The writing has been on the wall for months, but German lawmakers have now passed a controversial law under which Facebook, Twitter, and other social media companies could face fines of up to €50 million ($57 million) for failing to remove hate speech.
As AP reports, the measure approved is designed to enforce the country’s existing limits on speech, including the long-standing ban on Holocaust denial. Among other things, it would fine social networking sites if they persistently fail to remove illegal content within a week, including defamatory “fake news.”
“Freedom of speech ends where the criminal law begins,” said Justice Minister Heiko Maas, who was the driving force behind the bill.
Under the law, social media companies would face steep fines for failing to remove “obviously illegal” content — including hate speech, defamation, and incitements to violence — within 24 hours. They would face an initial fine of €5 million, which could rise to €50 million. Web companies would have up to one week to decide on cases that are less clear cut.
Aside from the hefty fine for companies, the law also provides for fines of up to 5 million euros for the person each company designates to deal with the complaints procedure if it doesn’t meet requirements.
Social networks also have to publish a report every six months detailing how many complaints they received and how they dealt with them.
Maas said official figures showed the number of hate crimes in Germany increased by over 300 percent in the last two years.
But human rights experts and the companies affected warn that the law risks privatising the process of censorship and could have a chilling effect on free speech.
“This law as it stands now will not improve efforts to tackle this important societal problem,” Facebook said in a statement.
“We feel that the lack of scrutiny and consultation do not do justice to the importance of the subject. We will continue to do everything we can to ensure safety for the people on our platform,” the company said, noting that it is hiring 3,000 additional staff on top of 4,500 already working to review posts.

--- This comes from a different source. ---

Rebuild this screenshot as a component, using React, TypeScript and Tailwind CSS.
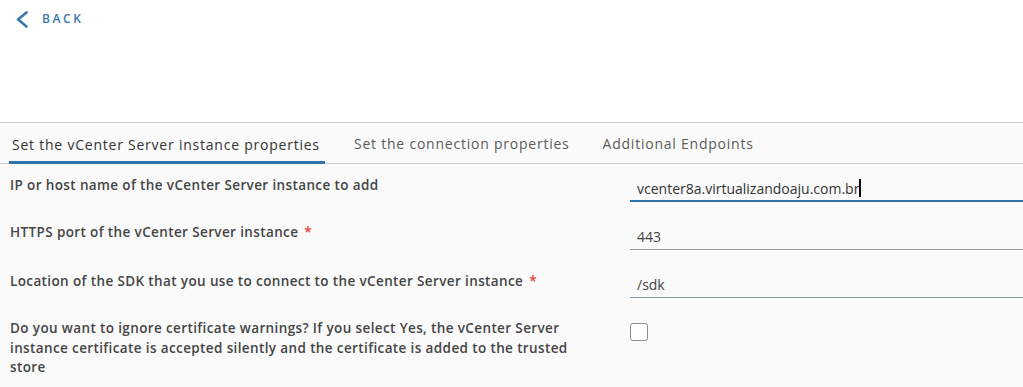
import React from "react";

const font = { fontFamily: '"Open Sans", "Liberation Sans", sans-serif' };

function Row({ label, required, children }: { label: React.ReactNode; required?: boolean; children: React.ReactNode }) {
  return (
    <div className="flex">
      <div className="w-[630px] shrink-0 pl-[10px] pr-[55px] text-[13.5px] tracking-[0.028em] font-semibold text-[#454545] leading-[19.5px]">
        {label}
        {required && <span className="ml-[6px] text-[#e0403a]">*</span>}
      </div>
      <div className="flex-1">{children}</div>
    </div>
  );
}

export default function App() {
  return (
    <div className="w-[1023px] h-[387px] overflow-hidden bg-[#fafafa]" style={font}>
      <div className="h-[123px] bg-white border-b border-[#cccccc]">
        <div className="flex items-center pl-[15px] pt-[10px] gap-[13px] text-[#3a77ac]">
          <svg width="14" height="17" viewBox="0 0 14 17" fill="none">
            <path d="M11.5 1.5 L3 8.5 L11.5 15.5" stroke="#3a77ac" strokeWidth="2.6" strokeLinecap="round" strokeLinejoin="round" />
          </svg>
          <span className="text-[12px] font-semibold tracking-[0.22em]">BACK</span>
        </div>
      </div>
      <div className="flex items-end h-[41px] border-b border-[#cccccc] pl-[9px]">
        <div className="pl-[3px] h-[40px] flex items-center border-b-[3px] border-[#2f73a8] mb-[-1px] text-[14px] tracking-[0.055em] text-[#333] w-[316px]">
          <span className="pt-[3px]">Set the vCenter Server instance properties</span>
        </div>
        <div className="pl-[29px] h-[40px] flex items-center text-[14px] tracking-[0.055em] text-[#5b5b5b]">
          <span className="pt-[1px]">Set the connection properties</span>
        </div>
        <div className="pl-[33px] h-[40px] flex items-center text-[14px] tracking-[0.055em] text-[#5b5b5b]">
          <span className="pt-[1px]">Additional Endpoints</span>
        </div>
      </div>
      <div className="flex flex-col pt-[12px]">
        <div className="h-[47px]">
          <Row label="IP or host name of the vCenter Server instance to add">
            <div className="h-[26px] border-b-2 border-[#2f73a8] pl-[7px] text-[14px] text-[#333] flex items-center">
              vcenter8a.virtualizandoaju.com.br<span className="inline-block w-[2px] h-[18px] bg-black"></span>
            </div>
          </Row>
        </div>
        <div className="h-[49px]">
          <Row label="HTTPS port of the vCenter Server instance" required>
            <div className="h-[27px] border-b border-[#9a9a9a] pl-[7px] text-[14px] text-[#454545] flex items-end pb-[2px]">443</div>
          </Row>
        </div>
        <div className="h-[47px]">
          <Row label="Location of the SDK that you use to connect to the vCenter Server instance" required>
            <div className="h-[26px] border-b border-[#8a9aa6] pl-[7px] text-[14px] text-[#454545] flex items-end pb-[2px]">/sdk</div>
          </Row>
        </div>
        <Row label="Do you want to ignore certificate warnings? If you select Yes, the vCenter Server instance certificate is accepted silently and the certificate is added to the trusted store">
          <div className="pt-[4px]">
            <div className="w-[18px] h-[18px] border border-[#8c8c8c] rounded-[3px] bg-white"></div>
          </div>
        </Row>
      </div>
    </div>
  );
}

In an interview with Breitbart London, the CEO of Index on Censorship, Jodie Ginsburg, said:
"Hate speech laws are already too broad and ambiguous in much of Europe. This agreement fails to properly define what 'illegal hate speech' is and does not provide sufficient safeguards for freedom of expression.
"It devolves power once again to unelected corporations to determine what amounts to hate speech and police it — a move that is guaranteed to stifle free speech in the mistaken belief this will make us all safer. It won't. It will simply drive unpalatable ideas and opinions underground where they are harder to police — or to challenge.
"There have been precedents of content removal for unpopular or offensive viewpoints and this agreement risks amplifying the phenomenon of deleting controversial — yet legal — content via misuse or abuse of the notification processes."
A coalition of free speech organizations, European Digital Rights and Access Now, announced their decision not to take part in future discussions with the European Commission, saying that "we do not have confidence in the ill-considered 'code of conduct' that was agreed." A statement warned:
"In short, the 'code of conduct' downgrades the law to a second-class status, behind the 'leading role' of private companies that are being asked to arbitrarily implement their terms of service. This process, established outside an accountable democratic framework, exploits unclear liability rules for online companies. It also creates serious risks for freedom of expression, as legal — but controversial — content may well be deleted as a result of this voluntary and unaccountable take-down mechanism.
"This means that this 'agreement' between only a handful of companies and the European Commission is likely in breach of the EU Charter of Fundamental Rights (under which restrictions on fundamental rights should be provided for by law), and will, in practical terms, overturn case law of the European Court of Human Rights on the defense of legal speech."
Writing for Gatestone Institute, British commentator Douglas Murray noted that this assault on "racist" speech "appears to include anything critical of the EU's current catastrophic immigration policy." He wrote:
"By deciding that 'xenophobic' comment in reaction to the crisis is also 'racist,' Facebook has made the view of the majority of the European people (who, it must be stressed, are opposed to Chancellor Merkel's policies) into 'racist' views, and so is condemning the majority of Europeans as 'racist.' This is a policy that will do its part in pushing Europe into a disastrous future.
Janice Atkinson, an independent MEP for the South East England region, summed it up this way: "It's Orwellian. Anyone who has read 1984 sees its very re-enactment live."